Já a cozinha passa a ser o grande dilema desse tipo de apartamento, a rotina moderna aliada à tecnologia já não precisa mais de grandes salões para o preparo de alimento, muito menos de edículas afastadas por conta do mau cheiro, depuradores não apenas são aliados para que o travesseiro não tenha o cheiro do almoço pelo resto da semana como também se integram na marcenaria sem interrupções visuais, as gavetas também se subdividem internamente para garantir que tudo pode ser estocado sem perder o desenho limpo da marcenaria e a mesa de refeições, uma importante extensão da bancada, serve como apoio no preparo de alimentos e também mesa de trabalho, basta mudar o que se coloca sobre ela. Pensando ainda no advento do home office, é preciso lembrar que agora o fundo da mesa de trabalho é tão importante quanto o espaço de apoio para o notebook, nossas interações com colegas são constantemente emolduradas pelo que se vê atrás de nós durante as chamadas de vídeo e, por isso, a geladeira ganha uma cortina de cordas que garante um aspecto mais interessante para o cenário, para um modernista purista pode ser puro ornamento mas para o século XXI nada mais é do que a forma de mostrar criatividade e atenção a todos os pontos do lar para que ele sirva efetivamente como uma casa multifuncional e não apenas um emaranhado de atividades.

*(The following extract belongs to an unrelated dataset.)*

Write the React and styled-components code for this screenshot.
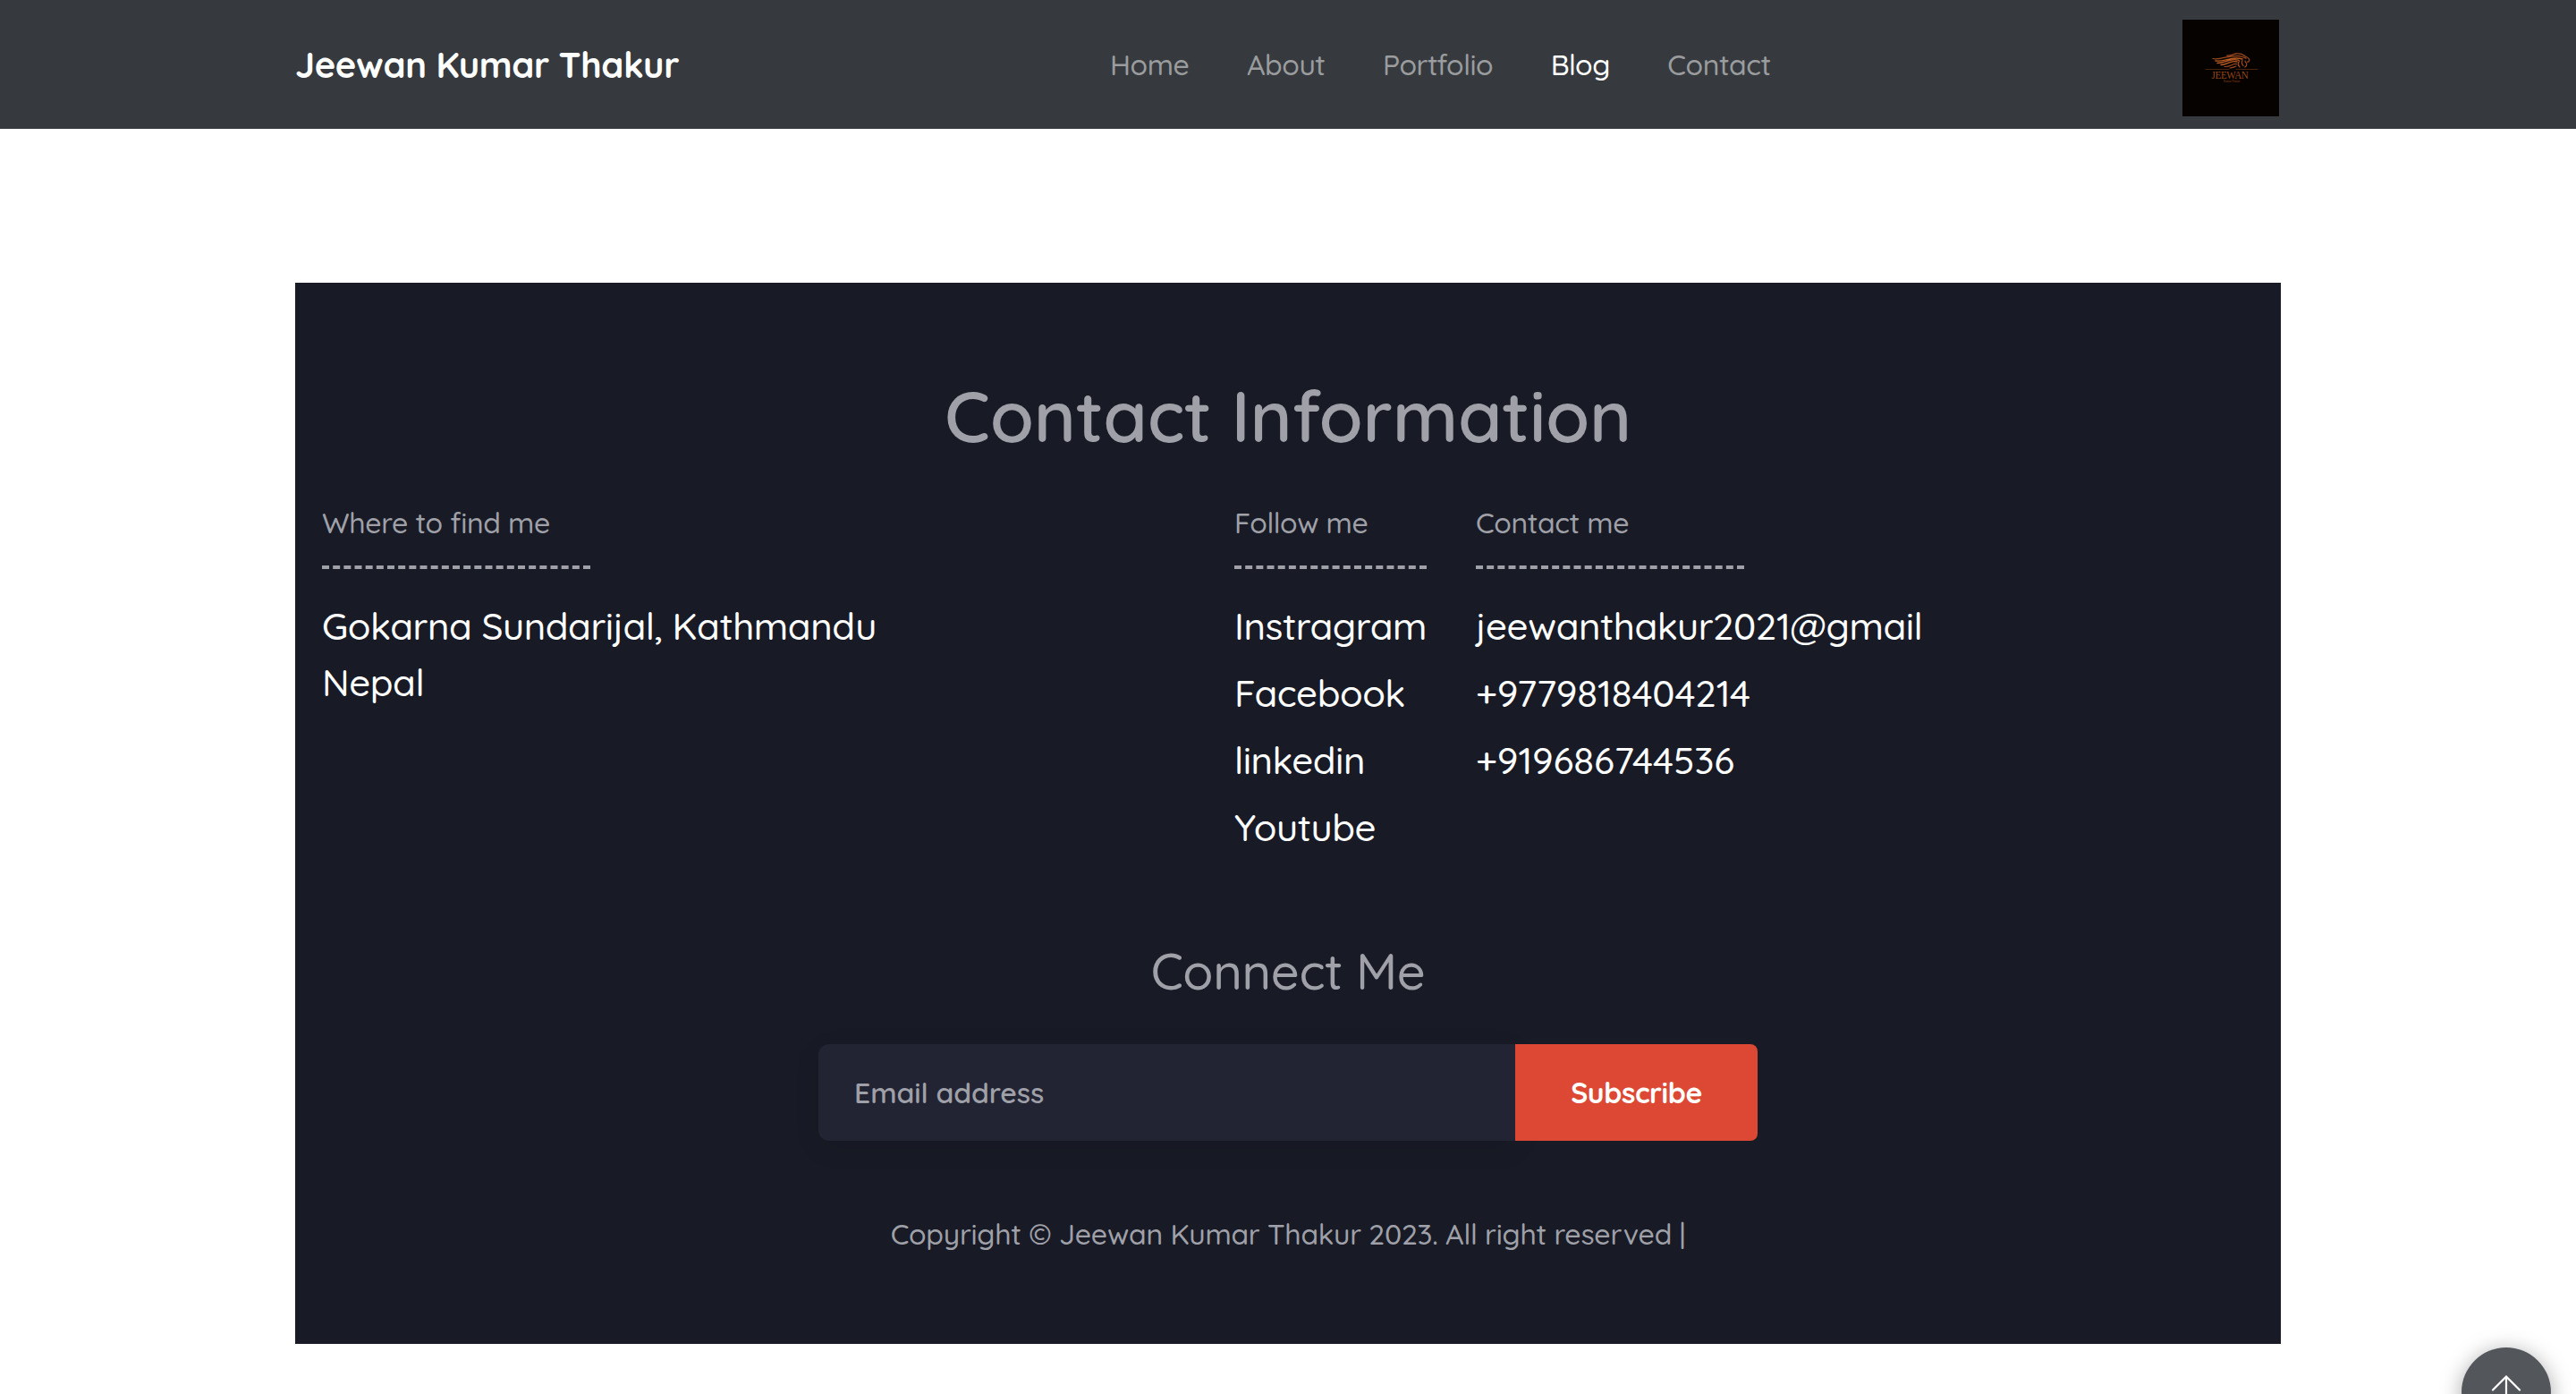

A varanda assume um papel importante também, o respiro verde dessa casa compacta com uma bela vista é fundamental para pausas, tomar um ar ou só ler um livro, atividade que também é executada na poltrona de rede que fica suspensa, aproveitando o pé direito alto. No fim, o modernismo se mostra na ocupação de todos os espaços disponíveis da forma mais criativa, quando o piso não basta nos apegamos às paredes e, quando essas são insuficientes, vamos para o teto.

Ainda que eu mencione que a pureza dos materiais não seja mais o fundamental da doutrina moderna é equivocado dizer que ela não é pensada como elemento de projeto. Em um espaço tão compacto a unanimidade e linearidade de elementos é fundamental para a ambientação, queremos, afinal, aconchego e não caos, por isso as linhas retas são muito bem marcadas, assim como os planos de cores e o respiro que os móveis têm ao não chegar no teto alto, tudo isso meticulosamente pensado para que a casa compacta não apenas funcione plenamente em todos os seus atributos, mas para que seja, em seu cerne, um lar.